Raw data:

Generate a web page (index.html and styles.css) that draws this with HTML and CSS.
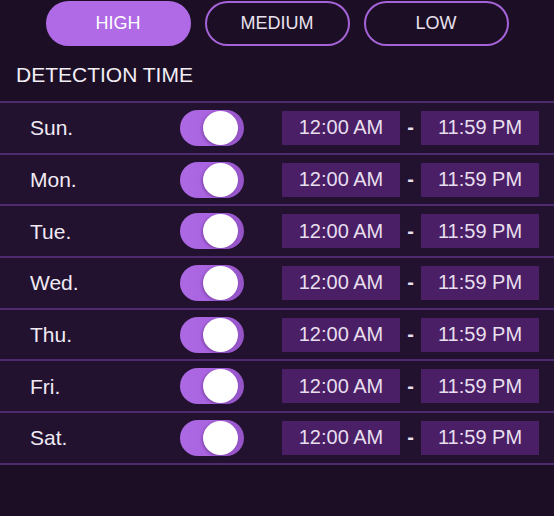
FILE: index.html
```html
<!DOCTYPE html>
<html>
<head>
<meta charset="utf-8">
<link rel="stylesheet" href="styles.css">
</head>
<body>
<div class="segments">
  <div class="seg seg-active">HIGH</div>
  <div class="seg">MEDIUM</div>
  <div class="seg">LOW</div>
</div>
<div class="title">DETECTION TIME</div>
<div class="list">
  <div class="row"><span class="day">Sun.</span><span class="toggle"><span class="knob"></span></span><span class="time start">12:00 AM</span><span class="dash">-</span><span class="time">11:59 PM</span></div>
  <div class="row"><span class="day">Mon.</span><span class="toggle"><span class="knob"></span></span><span class="time start">12:00 AM</span><span class="dash">-</span><span class="time">11:59 PM</span></div>
  <div class="row"><span class="day">Tue.</span><span class="toggle"><span class="knob"></span></span><span class="time start">12:00 AM</span><span class="dash">-</span><span class="time">11:59 PM</span></div>
  <div class="row"><span class="day">Wed.</span><span class="toggle"><span class="knob"></span></span><span class="time start">12:00 AM</span><span class="dash">-</span><span class="time">11:59 PM</span></div>
  <div class="row"><span class="day">Thu.</span><span class="toggle"><span class="knob"></span></span><span class="time start">12:00 AM</span><span class="dash">-</span><span class="time">11:59 PM</span></div>
  <div class="row"><span class="day">Fri.</span><span class="toggle"><span class="knob"></span></span><span class="time start">12:00 AM</span><span class="dash">-</span><span class="time">11:59 PM</span></div>
  <div class="row"><span class="day">Sat.</span><span class="toggle"><span class="knob"></span></span><span class="time start">12:00 AM</span><span class="dash">-</span><span class="time">11:59 PM</span></div>
</div>
</body>
</html>
```
FILE: styles.css
```css
html, body {
  margin: 0;
  padding: 0;
}
body {
  width: 554px;
  height: 516px;
  background: #1c0e25;
  font-family: "Liberation Sans", Arial, sans-serif;
  color: #f1eaf4;
  overflow: hidden;
}
.segments {
  display: flex;
  justify-content: center;
  gap: 14px;
  padding-top: 1px;
}
.seg {
  box-sizing: border-box;
  width: 145px;
  height: 45px;
  border-radius: 23px;
  border: 2px solid #a463d6;
  display: flex;
  align-items: center;
  justify-content: center;
  font-size: 18px;
  color: #e9e1ee;
}
.seg-active {
  background: #b06ae5;
  border-color: #b06ae5;
  color: #ffffff;
}
.title {
  margin: 17px 0 0 16px;
  font-size: 21px;
  line-height: 24px;
  height: 24px;
  color: #f3eef6;
}
.list {
  margin-top: 14px;
  border-bottom: 2px solid #4d2b6d;
  background: #221230;
}
.row {
  box-sizing: border-box;
  height: 51.7px;
  border-top: 2px solid #4d2b6d;
  display: grid;
  grid-template-columns: 150px 64px 38px 118px 21px 118px;
  align-items: center;
  padding-left: 30px;
}
.day {
  grid-column: 1;
  font-size: 21px;
  padding-top: 1px;
  color: #f1eaf4;
}
.toggle {
  grid-column: 2;
  position: relative;
  width: 64px;
  height: 36px;
  border-radius: 18px;
  background: linear-gradient(90deg, #ad68e4 0%, #a862df 60%, #9453c6 100%);
}
.knob {
  position: absolute;
  top: 1px;
  left: 23px;
  width: 35px;
  height: 34px;
  border-radius: 50%;
  background: #ffffff;
  box-shadow: -1px 1px 3px rgba(40, 10, 60, 0.35);
}
.time {
  grid-column: 6;
  height: 34px;
  background: #4a1f66;
  display: flex;
  align-items: center;
  justify-content: center;
  font-size: 20px;
  color: #e8dfee;
  white-space: nowrap;
}
.time.start {
  grid-column: 4;
}
.dash {
  grid-column: 5;
  text-align: center;
  font-size: 20px;
  font-weight: bold;
  color: #e8dfee;
}
```
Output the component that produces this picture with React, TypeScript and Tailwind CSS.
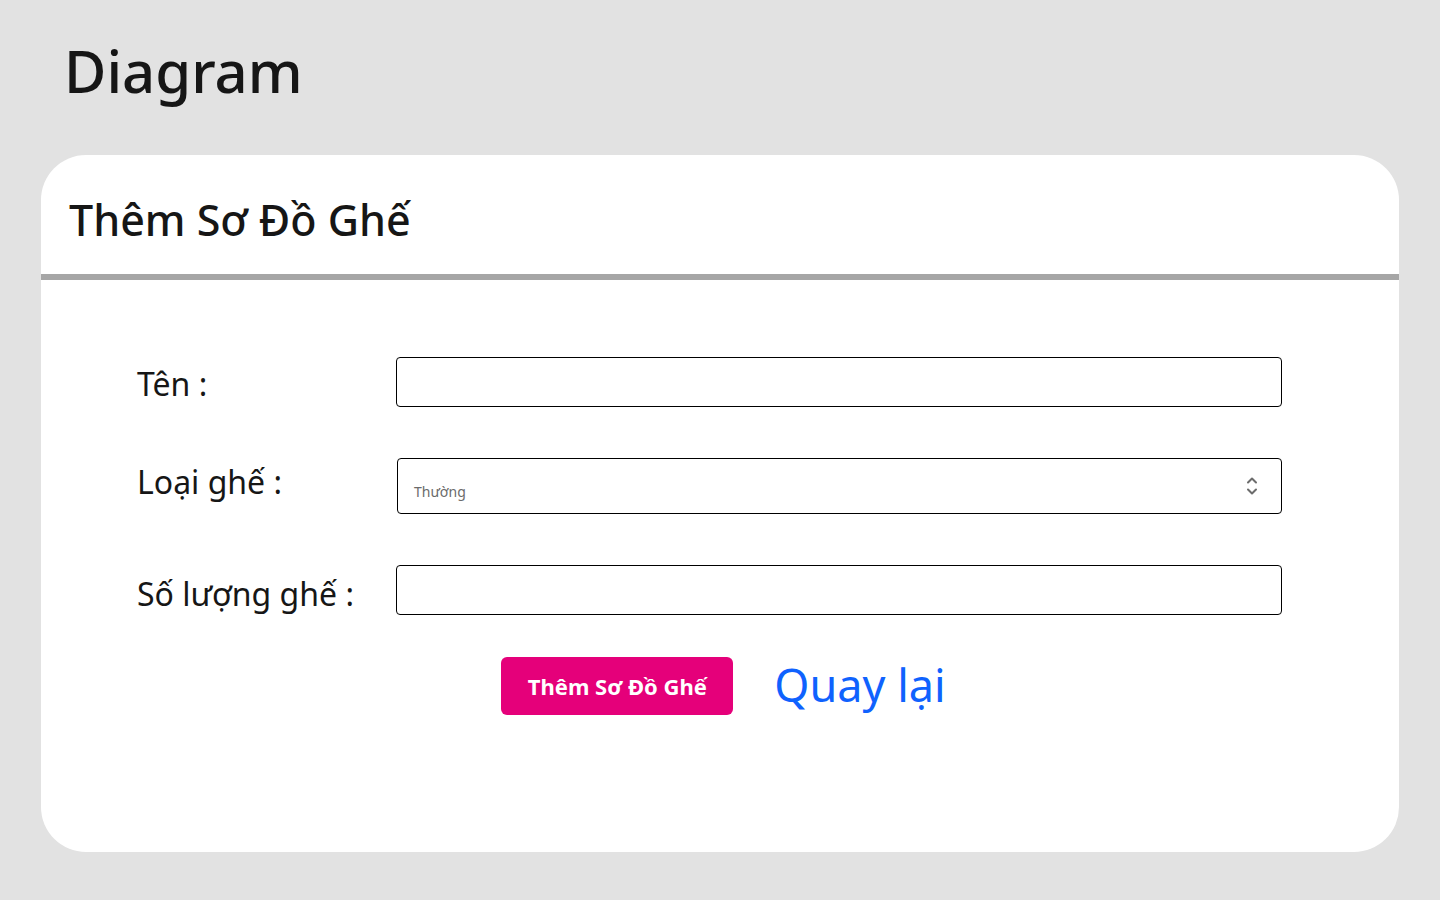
import { useState } from 'react';

export default function App() {
  const [form, setForm] = useState({ name: '', type: 'Thường', count: '' });

  const rowLabel = 'w-[259px] shrink-0 text-[32px] text-[#161616] leading-none';
  const inputCls = 'flex-1 h-[50px] border border-black rounded-[4px] px-3 text-base focus:outline-none';

  return (
    <div className="min-h-screen bg-[#e2e2e2] px-[41px] pb-[47px] font-['Noto_Sans',sans-serif] text-[#161616]">
      <h1 className="h-[155px] pl-[23px] flex items-center text-[58px] font-medium leading-none pb-[14px]">Diagram</h1>

      <div className="bg-white rounded-[45px] h-[697px] overflow-hidden">
        <div className="h-[125px] border-b-[6px] border-[#a6a6a6] flex items-center px-[28px] pt-[10px]">
          <h2 className="text-[43px] font-medium leading-none">Thêm Sơ Đồ Ghế</h2>
        </div>

        <form className="pt-[77px] pl-[96px] pr-[117px]" onSubmit={(e) => e.preventDefault()}>
          <div className="flex items-center">
            <label className={rowLabel + ' mt-[4px]'}>Tên :</label>
            <input
              className={inputCls}
              value={form.name}
              onChange={(e) => setForm((f) => ({ ...f, name: e.target.value }))}
            />
          </div>

          <div className="flex items-center mt-[51px]">
            <label className={rowLabel + ' -mt-[8px]'}>Loại ghế :</label>
            <div className="flex-1 ml-px h-[56px] border border-black rounded-[4px] flex items-center justify-between pl-4 pr-[22px]">
              <span className="text-[14px] text-[#6b6b6b] pt-[10px]">{form.type}</span>
              <svg width="14" height="24" viewBox="0 0 14 24" fill="none" stroke="#6c6c6c" strokeWidth="2" strokeLinecap="round" strokeLinejoin="round">
                <path d="M3 8.5 7 4.5l4 4" />
                <path d="M3 15.5l4 4 4-4" />
              </svg>
            </div>
          </div>

          <div className="flex items-center mt-[51px]">
            <label className={rowLabel + ' mt-[8px]'}>Số lượng ghế :</label>
            <input
              className={inputCls}
              value={form.count}
              onChange={(e) => setForm((f) => ({ ...f, count: e.target.value }))}
            />
          </div>

          <div className="flex items-center justify-center gap-[41px] mt-[42px] pl-[28px]">
            <button type="submit" className="w-[232px] h-[58px] rounded-[6px] bg-[#e5007a] text-white text-[22px] font-bold">
              Thêm Sơ Đồ Ghế
            </button>
            <a href="#" className="text-[45px] text-[#0f62fe] leading-none pb-[4px]">Quay lại</a>
          </div>
        </form>
      </div>
    </div>
  );
}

Goal of the exercise: Restate the whole listing above exactly, please, omitting every image.

Task output:
Generate a web page (index.html and styles.css) that draws this with HTML and CSS.
FILE: index.html
```html
<!DOCTYPE html>
<html>
<head>
<meta charset="utf-8">
<link rel="stylesheet" href="styles.css">
</head>
<body>
<div class="segments">
  <div class="seg seg-active">HIGH</div>
  <div class="seg">MEDIUM</div>
  <div class="seg">LOW</div>
</div>
<div class="title">DETECTION TIME</div>
<div class="list">
  <div class="row"><span class="day">Sun.</span><span class="toggle"><span class="knob"></span></span><span class="time start">12:00 AM</span><span class="dash">-</span><span class="time">11:59 PM</span></div>
  <div class="row"><span class="day">Mon.</span><span class="toggle"><span class="knob"></span></span><span class="time start">12:00 AM</span><span class="dash">-</span><span class="time">11:59 PM</span></div>
  <div class="row"><span class="day">Tue.</span><span class="toggle"><span class="knob"></span></span><span class="time start">12:00 AM</span><span class="dash">-</span><span class="time">11:59 PM</span></div>
  <div class="row"><span class="day">Wed.</span><span class="toggle"><span class="knob"></span></span><span class="time start">12:00 AM</span><span class="dash">-</span><span class="time">11:59 PM</span></div>
  <div class="row"><span class="day">Thu.</span><span class="toggle"><span class="knob"></span></span><span class="time start">12:00 AM</span><span class="dash">-</span><span class="time">11:59 PM</span></div>
  <div class="row"><span class="day">Fri.</span><span class="toggle"><span class="knob"></span></span><span class="time start">12:00 AM</span><span class="dash">-</span><span class="time">11:59 PM</span></div>
  <div class="row"><span class="day">Sat.</span><span class="toggle"><span class="knob"></span></span><span class="time start">12:00 AM</span><span class="dash">-</span><span class="time">11:59 PM</span></div>
</div>
</body>
</html>
```
FILE: styles.css
```css
html, body {
  margin: 0;
  padding: 0;
}
body {
  width: 554px;
  height: 516px;
  background: #1c0e25;
  font-family: "Liberation Sans", Arial, sans-serif;
  color: #f1eaf4;
  overflow: hidden;
}
.segments {
  display: flex;
  justify-content: center;
  gap: 14px;
  padding-top: 1px;
}
.seg {
  box-sizing: border-box;
  width: 145px;
  height: 45px;
  border-radius: 23px;
  border: 2px solid #a463d6;
  display: flex;
  align-items: center;
  justify-content: center;
  font-size: 18px;
  color: #e9e1ee;
}
.seg-active {
  background: #b06ae5;
  border-color: #b06ae5;
  color: #ffffff;
}
.title {
  margin: 17px 0 0 16px;
  font-size: 21px;
  line-height: 24px;
  height: 24px;
  color: #f3eef6;
}
.list {
  margin-top: 14px;
  border-bottom: 2px solid #4d2b6d;
  background: #221230;
}
.row {
  box-sizing: border-box;
  height: 51.7px;
  border-top: 2px solid #4d2b6d;
  display: grid;
  grid-template-columns: 150px 64px 38px 118px 21px 118px;
  align-items: center;
  padding-left: 30px;
}
.day {
  grid-column: 1;
  font-size: 21px;
  padding-top: 1px;
  color: #f1eaf4;
}
.toggle {
  grid-column: 2;
  position: relative;
  width: 64px;
  height: 36px;
  border-radius: 18px;
  background: linear-gradient(90deg, #ad68e4 0%, #a862df 60%, #9453c6 100%);
}
.knob {
  position: absolute;
  top: 1px;
  left: 23px;
  width: 35px;
  height: 34px;
  border-radius: 50%;
  background: #ffffff;
  box-shadow: -1px 1px 3px rgba(40, 10, 60, 0.35);
}
.time {
  grid-column: 6;
  height: 34px;
  background: #4a1f66;
  display: flex;
  align-items: center;
  justify-content: center;
  font-size: 20px;
  color: #e8dfee;
  white-space: nowrap;
}
.time.start {
  grid-column: 4;
}
.dash {
  grid-column: 5;
  text-align: center;
  font-size: 20px;
  font-weight: bold;
  color: #e8dfee;
}
```
Output the component that produces this picture with React, TypeScript and Tailwind CSS.
import { useState } from 'react';

export default function App() {
  const [form, setForm] = useState({ name: '', type: 'Thường', count: '' });

  const rowLabel = 'w-[259px] shrink-0 text-[32px] text-[#161616] leading-none';
  const inputCls = 'flex-1 h-[50px] border border-black rounded-[4px] px-3 text-base focus:outline-none';

  return (
    <div className="min-h-screen bg-[#e2e2e2] px-[41px] pb-[47px] font-['Noto_Sans',sans-serif] text-[#161616]">
      <h1 className="h-[155px] pl-[23px] flex items-center text-[58px] font-medium leading-none pb-[14px]">Diagram</h1>

      <div className="bg-white rounded-[45px] h-[697px] overflow-hidden">
        <div className="h-[125px] border-b-[6px] border-[#a6a6a6] flex items-center px-[28px] pt-[10px]">
          <h2 className="text-[43px] font-medium leading-none">Thêm Sơ Đồ Ghế</h2>
        </div>

        <form className="pt-[77px] pl-[96px] pr-[117px]" onSubmit={(e) => e.preventDefault()}>
          <div className="flex items-center">
            <label className={rowLabel + ' mt-[4px]'}>Tên :</label>
            <input
              className={inputCls}
              value={form.name}
              onChange={(e) => setForm((f) => ({ ...f, name: e.target.value }))}
            />
          </div>

          <div className="flex items-center mt-[51px]">
            <label className={rowLabel + ' -mt-[8px]'}>Loại ghế :</label>
            <div className="flex-1 ml-px h-[56px] border border-black rounded-[4px] flex items-center justify-between pl-4 pr-[22px]">
              <span className="text-[14px] text-[#6b6b6b] pt-[10px]">{form.type}</span>
              <svg width="14" height="24" viewBox="0 0 14 24" fill="none" stroke="#6c6c6c" strokeWidth="2" strokeLinecap="round" strokeLinejoin="round">
                <path d="M3 8.5 7 4.5l4 4" />
                <path d="M3 15.5l4 4 4-4" />
              </svg>
            </div>
          </div>

          <div className="flex items-center mt-[51px]">
            <label className={rowLabel + ' mt-[8px]'}>Số lượng ghế :</label>
            <input
              className={inputCls}
              value={form.count}
              onChange={(e) => setForm((f) => ({ ...f, count: e.target.value }))}
            />
          </div>

          <div className="flex items-center justify-center gap-[41px] mt-[42px] pl-[28px]">
            <button type="submit" className="w-[232px] h-[58px] rounded-[6px] bg-[#e5007a] text-white text-[22px] font-bold">
              Thêm Sơ Đồ Ghế
            </button>
            <a href="#" className="text-[45px] text-[#0f62fe] leading-none pb-[4px]">Quay lại</a>
          </div>
        </form>
      </div>
    </div>
  );
}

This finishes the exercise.